Pages as source code
----
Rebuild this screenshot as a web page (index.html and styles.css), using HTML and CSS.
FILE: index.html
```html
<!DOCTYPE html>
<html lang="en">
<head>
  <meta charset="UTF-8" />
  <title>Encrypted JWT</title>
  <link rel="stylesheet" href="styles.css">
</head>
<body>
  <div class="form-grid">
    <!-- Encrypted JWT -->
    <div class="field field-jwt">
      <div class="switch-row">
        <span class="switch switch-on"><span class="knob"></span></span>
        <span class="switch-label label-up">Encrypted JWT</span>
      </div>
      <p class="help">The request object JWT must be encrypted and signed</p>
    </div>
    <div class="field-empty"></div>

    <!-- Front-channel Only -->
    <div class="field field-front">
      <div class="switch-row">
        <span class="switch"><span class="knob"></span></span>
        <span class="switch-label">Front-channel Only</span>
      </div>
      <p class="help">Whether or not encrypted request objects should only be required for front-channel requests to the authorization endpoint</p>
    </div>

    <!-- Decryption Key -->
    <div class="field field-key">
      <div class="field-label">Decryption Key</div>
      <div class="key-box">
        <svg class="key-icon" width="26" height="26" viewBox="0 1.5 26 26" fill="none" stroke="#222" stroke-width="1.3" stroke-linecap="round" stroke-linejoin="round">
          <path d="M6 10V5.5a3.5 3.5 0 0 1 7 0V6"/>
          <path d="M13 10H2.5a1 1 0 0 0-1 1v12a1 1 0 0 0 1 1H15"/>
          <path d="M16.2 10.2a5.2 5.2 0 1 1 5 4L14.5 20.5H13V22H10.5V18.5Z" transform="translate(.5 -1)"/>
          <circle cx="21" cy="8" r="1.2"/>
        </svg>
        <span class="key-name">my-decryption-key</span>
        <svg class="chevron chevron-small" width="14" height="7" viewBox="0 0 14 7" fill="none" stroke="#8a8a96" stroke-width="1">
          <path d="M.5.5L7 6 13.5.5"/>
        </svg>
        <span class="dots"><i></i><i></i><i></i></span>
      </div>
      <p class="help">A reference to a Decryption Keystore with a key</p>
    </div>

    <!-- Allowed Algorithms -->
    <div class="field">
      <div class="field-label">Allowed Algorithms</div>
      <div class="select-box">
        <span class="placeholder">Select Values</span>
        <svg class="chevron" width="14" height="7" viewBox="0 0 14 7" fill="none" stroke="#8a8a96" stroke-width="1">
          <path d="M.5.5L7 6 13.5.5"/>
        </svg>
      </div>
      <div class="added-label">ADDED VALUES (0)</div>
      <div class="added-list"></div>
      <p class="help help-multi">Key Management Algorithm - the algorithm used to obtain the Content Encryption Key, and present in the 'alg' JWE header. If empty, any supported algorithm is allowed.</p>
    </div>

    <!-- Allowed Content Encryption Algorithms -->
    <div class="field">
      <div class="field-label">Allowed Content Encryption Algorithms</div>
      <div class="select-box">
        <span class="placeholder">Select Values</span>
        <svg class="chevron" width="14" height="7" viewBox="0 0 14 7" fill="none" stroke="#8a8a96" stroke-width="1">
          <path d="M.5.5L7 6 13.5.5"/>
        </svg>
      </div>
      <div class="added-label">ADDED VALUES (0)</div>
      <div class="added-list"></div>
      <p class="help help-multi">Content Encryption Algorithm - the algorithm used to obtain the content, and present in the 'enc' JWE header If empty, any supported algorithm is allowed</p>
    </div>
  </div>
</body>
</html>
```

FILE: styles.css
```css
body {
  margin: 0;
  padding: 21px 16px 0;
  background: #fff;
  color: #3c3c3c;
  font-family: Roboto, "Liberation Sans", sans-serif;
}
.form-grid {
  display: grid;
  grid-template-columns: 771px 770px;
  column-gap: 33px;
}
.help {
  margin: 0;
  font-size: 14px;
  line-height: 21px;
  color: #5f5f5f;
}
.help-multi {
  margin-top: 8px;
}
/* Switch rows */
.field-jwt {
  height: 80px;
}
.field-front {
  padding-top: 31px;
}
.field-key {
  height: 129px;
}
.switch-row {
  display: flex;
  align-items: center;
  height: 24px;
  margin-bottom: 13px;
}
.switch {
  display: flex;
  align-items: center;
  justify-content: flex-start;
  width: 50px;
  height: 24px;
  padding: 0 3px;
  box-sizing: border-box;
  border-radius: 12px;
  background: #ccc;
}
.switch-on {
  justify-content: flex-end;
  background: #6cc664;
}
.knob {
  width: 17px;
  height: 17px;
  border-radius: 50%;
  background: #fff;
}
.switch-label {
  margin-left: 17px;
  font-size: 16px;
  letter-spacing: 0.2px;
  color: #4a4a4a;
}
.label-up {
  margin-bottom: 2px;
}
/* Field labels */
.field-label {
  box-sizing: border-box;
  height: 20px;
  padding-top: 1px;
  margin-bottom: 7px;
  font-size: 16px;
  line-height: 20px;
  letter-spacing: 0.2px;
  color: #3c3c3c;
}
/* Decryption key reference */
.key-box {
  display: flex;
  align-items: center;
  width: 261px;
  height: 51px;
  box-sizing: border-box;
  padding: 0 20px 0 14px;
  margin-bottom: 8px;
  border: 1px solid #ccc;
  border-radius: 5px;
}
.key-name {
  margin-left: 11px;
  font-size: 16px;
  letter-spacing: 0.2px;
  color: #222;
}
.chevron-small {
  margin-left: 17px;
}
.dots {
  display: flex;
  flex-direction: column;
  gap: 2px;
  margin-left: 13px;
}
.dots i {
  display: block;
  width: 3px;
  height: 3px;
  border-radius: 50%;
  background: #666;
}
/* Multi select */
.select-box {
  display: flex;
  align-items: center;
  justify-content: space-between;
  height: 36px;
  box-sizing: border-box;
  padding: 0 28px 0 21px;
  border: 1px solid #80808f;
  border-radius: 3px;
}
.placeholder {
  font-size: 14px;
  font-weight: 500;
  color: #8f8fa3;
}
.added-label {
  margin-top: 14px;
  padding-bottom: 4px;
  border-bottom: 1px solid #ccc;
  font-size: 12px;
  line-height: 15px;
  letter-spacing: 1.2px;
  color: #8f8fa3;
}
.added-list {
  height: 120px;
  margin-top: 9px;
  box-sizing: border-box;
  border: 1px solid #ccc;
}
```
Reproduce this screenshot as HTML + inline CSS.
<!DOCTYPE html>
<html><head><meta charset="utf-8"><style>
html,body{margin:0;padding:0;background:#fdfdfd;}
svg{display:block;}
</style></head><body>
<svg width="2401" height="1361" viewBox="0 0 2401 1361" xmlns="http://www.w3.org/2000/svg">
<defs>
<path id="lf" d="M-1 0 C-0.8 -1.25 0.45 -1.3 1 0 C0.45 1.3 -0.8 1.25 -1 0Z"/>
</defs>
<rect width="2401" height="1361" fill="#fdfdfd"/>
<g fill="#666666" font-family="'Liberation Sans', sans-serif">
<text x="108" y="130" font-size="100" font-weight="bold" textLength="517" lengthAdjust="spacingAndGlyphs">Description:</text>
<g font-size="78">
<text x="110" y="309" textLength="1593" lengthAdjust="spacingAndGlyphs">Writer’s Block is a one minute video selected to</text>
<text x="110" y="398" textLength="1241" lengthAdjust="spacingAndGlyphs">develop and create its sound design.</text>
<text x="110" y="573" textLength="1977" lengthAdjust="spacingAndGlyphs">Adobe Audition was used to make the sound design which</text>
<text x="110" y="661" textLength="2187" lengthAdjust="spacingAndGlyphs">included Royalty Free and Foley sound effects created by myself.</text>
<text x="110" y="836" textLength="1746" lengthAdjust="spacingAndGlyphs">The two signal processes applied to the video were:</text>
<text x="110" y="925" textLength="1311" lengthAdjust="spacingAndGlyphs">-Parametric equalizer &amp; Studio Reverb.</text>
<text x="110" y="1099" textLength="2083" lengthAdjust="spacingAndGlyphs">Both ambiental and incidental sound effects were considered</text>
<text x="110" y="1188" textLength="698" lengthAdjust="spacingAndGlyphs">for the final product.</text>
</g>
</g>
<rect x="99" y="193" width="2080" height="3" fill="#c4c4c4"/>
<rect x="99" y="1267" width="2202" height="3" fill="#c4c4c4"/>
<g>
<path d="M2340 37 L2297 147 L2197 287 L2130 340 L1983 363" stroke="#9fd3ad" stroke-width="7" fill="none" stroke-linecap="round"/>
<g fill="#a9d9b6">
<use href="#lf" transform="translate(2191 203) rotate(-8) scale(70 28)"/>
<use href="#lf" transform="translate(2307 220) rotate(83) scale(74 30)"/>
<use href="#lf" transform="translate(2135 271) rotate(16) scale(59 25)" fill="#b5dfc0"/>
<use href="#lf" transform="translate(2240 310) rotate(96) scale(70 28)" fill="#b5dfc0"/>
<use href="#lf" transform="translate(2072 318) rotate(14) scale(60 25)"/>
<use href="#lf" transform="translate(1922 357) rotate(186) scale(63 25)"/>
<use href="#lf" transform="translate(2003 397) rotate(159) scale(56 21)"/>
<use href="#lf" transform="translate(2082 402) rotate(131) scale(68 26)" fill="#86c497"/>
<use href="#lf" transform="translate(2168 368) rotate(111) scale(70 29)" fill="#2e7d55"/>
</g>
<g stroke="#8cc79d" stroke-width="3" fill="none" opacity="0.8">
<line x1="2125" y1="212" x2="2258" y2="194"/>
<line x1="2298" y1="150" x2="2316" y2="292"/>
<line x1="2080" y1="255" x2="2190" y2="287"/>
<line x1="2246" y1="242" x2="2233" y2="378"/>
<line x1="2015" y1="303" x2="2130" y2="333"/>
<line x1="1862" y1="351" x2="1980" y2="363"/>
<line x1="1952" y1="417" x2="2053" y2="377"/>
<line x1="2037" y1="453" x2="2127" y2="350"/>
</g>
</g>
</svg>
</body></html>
----
**GIVEN PROBLEM**: Copy each line of the records above that carries the word "this".

**FULL OUTPUT**:
Rebuild this screenshot as a web page (index.html and styles.css), using HTML and CSS.
Reproduce this screenshot as HTML + inline CSS.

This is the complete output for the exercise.